>>>

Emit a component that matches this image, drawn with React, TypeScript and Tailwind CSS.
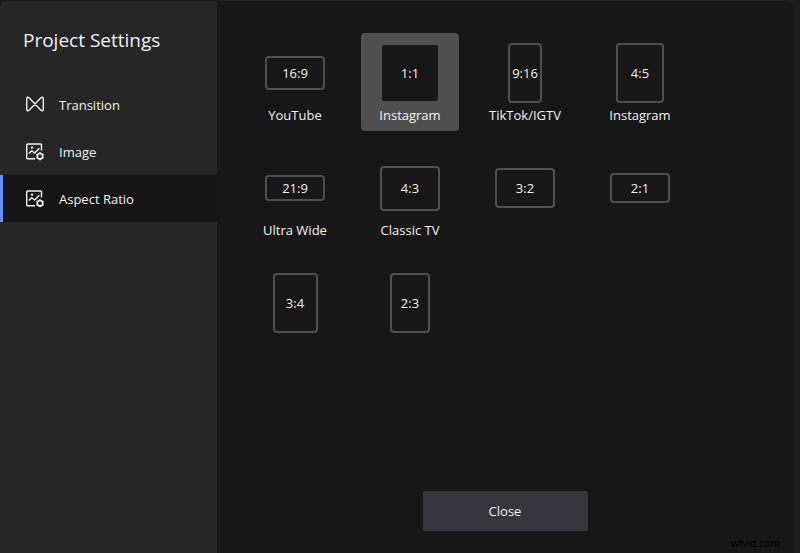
import { useState, type ReactNode } from 'react';
import clsx from 'clsx';

interface Ratio {
  id: string;
  label?: string;
  box: string;
}

interface Section {
  id: string;
  label: string;
  icon: ReactNode;
}

// Box sizes keep the longest side at 60px
const ratios: Ratio[] = [
  { id: '16:9', label: 'YouTube', box: 'w-[60px] h-[34px]' },
  { id: '1:1', label: 'Instagram', box: 'w-[60px] h-[60px]' },
  { id: '9:16', label: 'TikTok/IGTV', box: 'w-[34px] h-[60px]' },
  { id: '4:5', label: 'Instagram', box: 'w-[48px] h-[60px]' },
  { id: '21:9', label: 'Ultra Wide', box: 'w-[60px] h-[26px]' },
  { id: '4:3', label: 'Classic TV', box: 'w-[60px] h-[45px]' },
  { id: '3:2', box: 'w-[60px] h-[40px]' },
  { id: '2:1', box: 'w-[60px] h-[30px]' },
  { id: '3:4', box: 'w-[45px] h-[60px]' },
  { id: '2:3', box: 'w-[40px] h-[60px]' },
];

function TransitionIcon() {
  return (
    <svg
      className="size-5"
      viewBox="0 0 20 20"
      fill="none"
      stroke="currentColor"
      strokeWidth="1.4"
      strokeLinejoin="round"
      aria-hidden="true"
    >
      <path d="M1.7 3.600v10.800c0 1.500 1.400 1.700 2.300.8L16 2.800c.9-.9 2.300-.7 2.300.8v10.800c0 1.500-1.400 1.700-2.300.8L4 2.800c-.9-.9-2.300-.7-2.300.8z" />
    </svg>
  );
}

function ImageGearIcon() {
  return (
    <svg
      className="size-5"
      viewBox="0 0 20 20"
      fill="none"
      stroke="currentColor"
      strokeWidth="1.4"
      strokeLinejoin="round"
      aria-hidden="true"
    >
      <path d="M16.5 8.5V2.9a.9.9 0 0 0-.9-.9H2.600a.9.9 0 0 0-.9.9v13a.9.9 0 0 0 .9.9H10" />
      <path d="M3.800 11.600l3-2.900 2.800 2.300 4.800-4.800" />
      <circle cx="7" cy="5.600" r="1.200" fill="currentColor" stroke="none" />
      <circle cx="15" cy="14.200" r="2.700" strokeWidth="1.600" />
      <path
        d="M15 10.200v1.300M15 16.900v1.300M11.500 12.200l1.200.7M17.300 15.500l1.200.7M11.500 16.200l1.200-.7M17.300 12.900l1.200-.7"
        strokeWidth="1.500"
      />
    </svg>
  );
}

const sections: Section[] = [
  { id: 'transition', label: 'Transition', icon: <TransitionIcon /> },
  { id: 'image', label: 'Image', icon: <ImageGearIcon /> },
  { id: 'aspect', label: 'Aspect Ratio', icon: <ImageGearIcon /> },
];

export default function App() {
  const [section, setSection] = useState('aspect');
  const [ratio, setRatio] = useState('1:1');

  return (
    <div className="relative flex min-h-screen bg-[#1d1d1d] pt-px pr-[7px] font-['Open_Sans',sans-serif] text-[13px] leading-5 text-[#f2f2f2]">
      <aside className="w-[217px] shrink-0 rounded-tl-lg bg-[#262626]">
        <h1 className="px-[23px] pt-[25px] text-[19px] leading-7">Project Settings</h1>
        <nav className="mt-[27px]">
          {sections.map((item) => (
            <button
              key={item.id}
              type="button"
              aria-current={section === item.id ? 'page' : undefined}
              onClick={() => setSection(item.id)}
              className={clsx(
                'flex h-[47px] w-full items-center gap-[14px] border-l-3 pl-[22px] text-left',
                section === item.id ? 'border-[#6690f5] bg-[#161616]' : 'border-transparent'
              )}
            >
              {item.icon}
              {item.label}
            </button>
          ))}
        </nav>
      </aside>

      <main className="flex flex-1 flex-col rounded-tr-lg bg-[#171717] px-[29px] pt-8 pb-[22px]">
        <div className="flex flex-wrap gap-[17px]">
          {ratios.map((item) => (
            <button
              key={item.id}
              type="button"
              aria-pressed={ratio === item.id}
              onClick={() => setRatio(item.id)}
              className={clsx(
                'flex size-[98px] flex-col items-center rounded-sm pt-[10px]',
                ratio === item.id && 'bg-[#4f4f4f]'
              )}
            >
              <span className="flex h-[60px] items-center">
                <span
                  className={clsx(
                    'flex items-center justify-center rounded-sm border-2 border-[#4f4f4f] bg-[#171717]',
                    item.box
                  )}
                >
                  {item.id}
                </span>
              </span>
              <span className="mt-[2px] whitespace-nowrap">{item.label}</span>
            </button>
          ))}
        </div>

        <button
          type="button"
          className="mt-auto h-10 w-[165px] self-center rounded-xs bg-[#36353b]"
        >
          Close
        </button>
      </main>

      <span className="absolute right-5 bottom-0 font-['Liberation_Sans',sans-serif] text-[11px] text-black">
        wtvid.com
      </span>
    </div>
  );
}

<<<

▶ **EXERCISE**: Copy the listing over exactly, skipping the pictures it holds.

▶ **TASK RESPONSE**:
Emit a component that matches this image, drawn with React, TypeScript and Tailwind CSS.
import { useState, type ReactNode } from 'react';
import clsx from 'clsx';

interface Ratio {
  id: string;
  label?: string;
  box: string;
}

interface Section {
  id: string;
  label: string;
  icon: ReactNode;
}

// Box sizes keep the longest side at 60px
const ratios: Ratio[] = [
  { id: '16:9', label: 'YouTube', box: 'w-[60px] h-[34px]' },
  { id: '1:1', label: 'Instagram', box: 'w-[60px] h-[60px]' },
  { id: '9:16', label: 'TikTok/IGTV', box: 'w-[34px] h-[60px]' },
  { id: '4:5', label: 'Instagram', box: 'w-[48px] h-[60px]' },
  { id: '21:9', label: 'Ultra Wide', box: 'w-[60px] h-[26px]' },
  { id: '4:3', label: 'Classic TV', box: 'w-[60px] h-[45px]' },
  { id: '3:2', box: 'w-[60px] h-[40px]' },
  { id: '2:1', box: 'w-[60px] h-[30px]' },
  { id: '3:4', box: 'w-[45px] h-[60px]' },
  { id: '2:3', box: 'w-[40px] h-[60px]' },
];

function TransitionIcon() {
  return (
    <svg
      className="size-5"
      viewBox="0 0 20 20"
      fill="none"
      stroke="currentColor"
      strokeWidth="1.4"
      strokeLinejoin="round"
      aria-hidden="true"
    >
      <path d="M1.7 3.600v10.800c0 1.500 1.400 1.700 2.300.8L16 2.800c.9-.9 2.300-.7 2.300.8v10.800c0 1.500-1.400 1.700-2.300.8L4 2.800c-.9-.9-2.300-.7-2.300.8z" />
    </svg>
  );
}

function ImageGearIcon() {
  return (
    <svg
      className="size-5"
      viewBox="0 0 20 20"
      fill="none"
      stroke="currentColor"
      strokeWidth="1.4"
      strokeLinejoin="round"
      aria-hidden="true"
    >
      <path d="M16.5 8.5V2.9a.9.9 0 0 0-.9-.9H2.600a.9.9 0 0 0-.9.9v13a.9.9 0 0 0 .9.9H10" />
      <path d="M3.800 11.600l3-2.900 2.800 2.300 4.800-4.800" />
      <circle cx="7" cy="5.600" r="1.200" fill="currentColor" stroke="none" />
      <circle cx="15" cy="14.200" r="2.700" strokeWidth="1.600" />
      <path
        d="M15 10.200v1.300M15 16.900v1.300M11.500 12.200l1.200.7M17.300 15.500l1.200.7M11.500 16.200l1.200-.7M17.300 12.900l1.200-.7"
        strokeWidth="1.500"
      />
    </svg>
  );
}

const sections: Section[] = [
  { id: 'transition', label: 'Transition', icon: <TransitionIcon /> },
  { id: 'image', label: 'Image', icon: <ImageGearIcon /> },
  { id: 'aspect', label: 'Aspect Ratio', icon: <ImageGearIcon /> },
];

export default function App() {
  const [section, setSection] = useState('aspect');
  const [ratio, setRatio] = useState('1:1');

  return (
    <div className="relative flex min-h-screen bg-[#1d1d1d] pt-px pr-[7px] font-['Open_Sans',sans-serif] text-[13px] leading-5 text-[#f2f2f2]">
      <aside className="w-[217px] shrink-0 rounded-tl-lg bg-[#262626]">
        <h1 className="px-[23px] pt-[25px] text-[19px] leading-7">Project Settings</h1>
        <nav className="mt-[27px]">
          {sections.map((item) => (
            <button
              key={item.id}
              type="button"
              aria-current={section === item.id ? 'page' : undefined}
              onClick={() => setSection(item.id)}
              className={clsx(
                'flex h-[47px] w-full items-center gap-[14px] border-l-3 pl-[22px] text-left',
                section === item.id ? 'border-[#6690f5] bg-[#161616]' : 'border-transparent'
              )}
            >
              {item.icon}
              {item.label}
            </button>
          ))}
        </nav>
      </aside>

      <main className="flex flex-1 flex-col rounded-tr-lg bg-[#171717] px-[29px] pt-8 pb-[22px]">
        <div className="flex flex-wrap gap-[17px]">
          {ratios.map((item) => (
            <button
              key={item.id}
              type="button"
              aria-pressed={ratio === item.id}
              onClick={() => setRatio(item.id)}
              className={clsx(
                'flex size-[98px] flex-col items-center rounded-sm pt-[10px]',
                ratio === item.id && 'bg-[#4f4f4f]'
              )}
            >
              <span className="flex h-[60px] items-center">
                <span
                  className={clsx(
                    'flex items-center justify-center rounded-sm border-2 border-[#4f4f4f] bg-[#171717]',
                    item.box
                  )}
                >
                  {item.id}
                </span>
              </span>
              <span className="mt-[2px] whitespace-nowrap">{item.label}</span>
            </button>
          ))}
        </div>

        <button
          type="button"
          className="mt-auto h-10 w-[165px] self-center rounded-xs bg-[#36353b]"
        >
          Close
        </button>
      </main>

      <span className="absolute right-5 bottom-0 font-['Liberation_Sans',sans-serif] text-[11px] text-black">
        wtvid.com
      </span>
    </div>
  );
}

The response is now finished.